Paradoxically, at the EU level we hear about the need to take action to improve the competitiveness of industry at the national level, in Poland about the need to implement an economic strategy and the need to support Polish industry through low prices of electricity and fuels, and at the same time the Ministry of Industry, which should implement this declared strategy in practice, is introducing regulations that increase the costs of industry by charging it a new fee.
It is therefore necessary to introduce changes to the proposed solutions that would reduce the negative impact of the gas fee.
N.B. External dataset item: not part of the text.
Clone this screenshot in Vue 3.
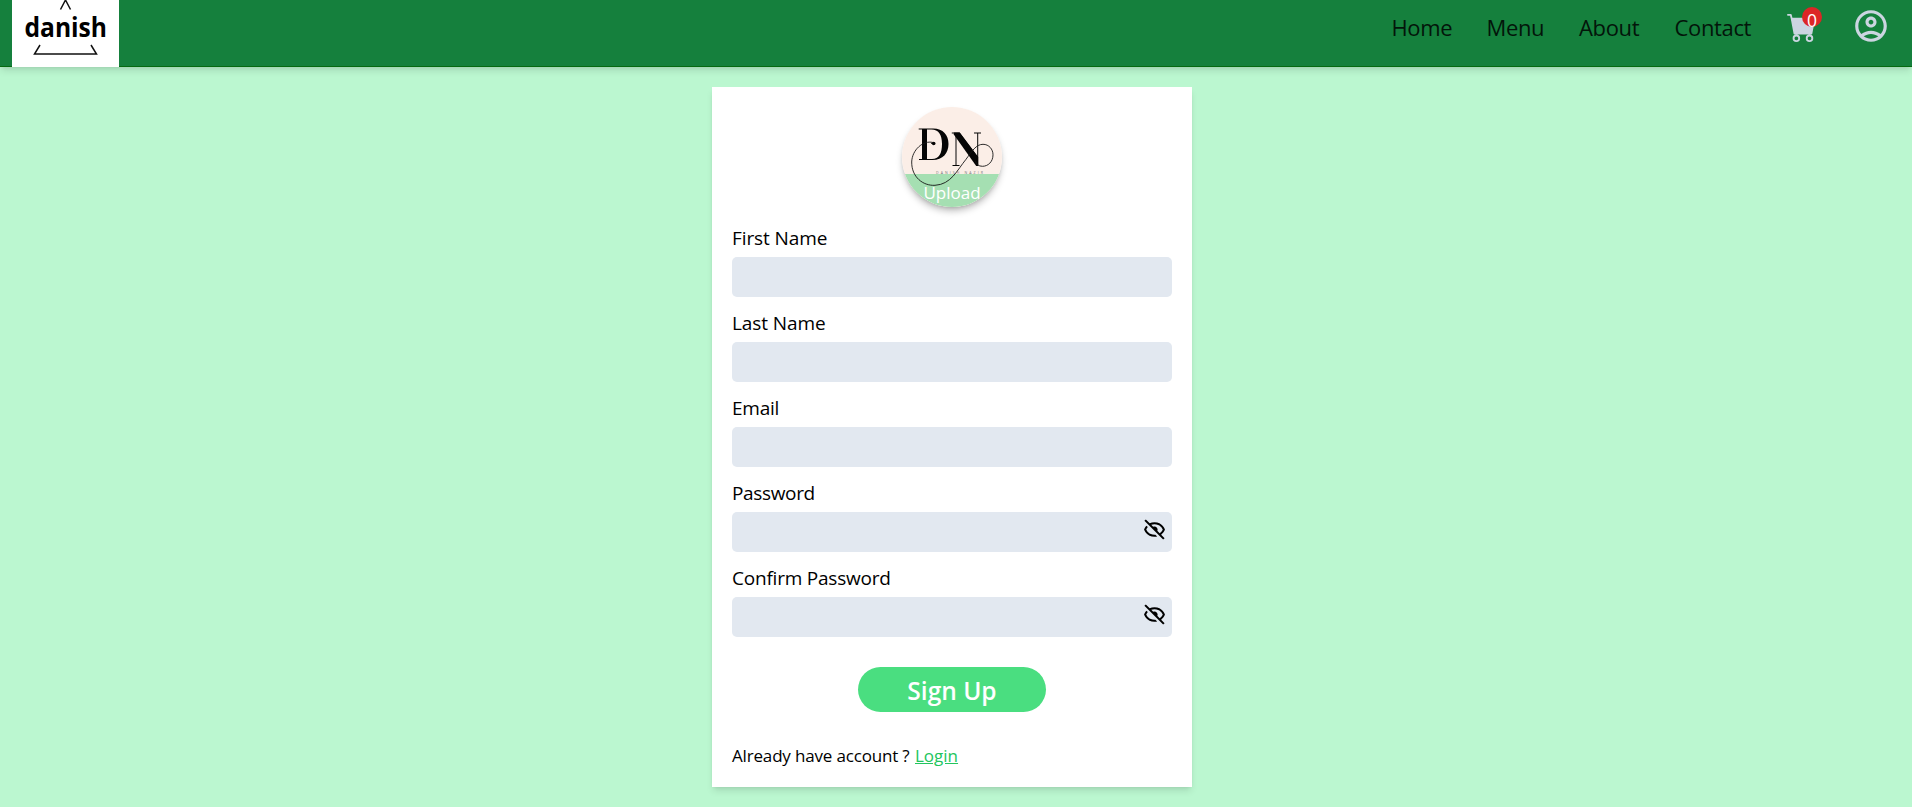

Therefore, the industry proposes protective mechanisms:
- exemption from gas fee for entities that use natural gas for non-energy purposes,
- introduction of a gas fee reduction system for large industrial customers using energy-intensive production technologies, with the level of relief depending on the annual volume of gas consumption,
- increasing the exchange obligation covering gas trading from the current 55% to 70%, which would contribute to improving liquidity on the Polish Power Exchange and ensure greater market transparency, thus reducing the real costs of purchasing natural gas.
The bill is expected to have its first reading on 24 June at the meeting of the Sejm's Energy, Climate and State Assets Committee. Both the Ministry of Industry, as the author of the proposed changes, and the members of the Sejm of the Republic of Poland can still introduce the corrections expected by industrial recipients to the bill. They have time until the end of the second reading. Senators will also be able to propose changes to the bill's content as part of the work of the Senate committee. Industrial recipients, associated in the Forum of Electricity and Gas Recipients, count on the interest in the submitted proposals from both parliamentarians and the government administration, and appeal for their introduction to the bill, preferably in the form of self-correction by the Ministry of Industry. This will limit the negative impact of the gas fee on the Polish industry.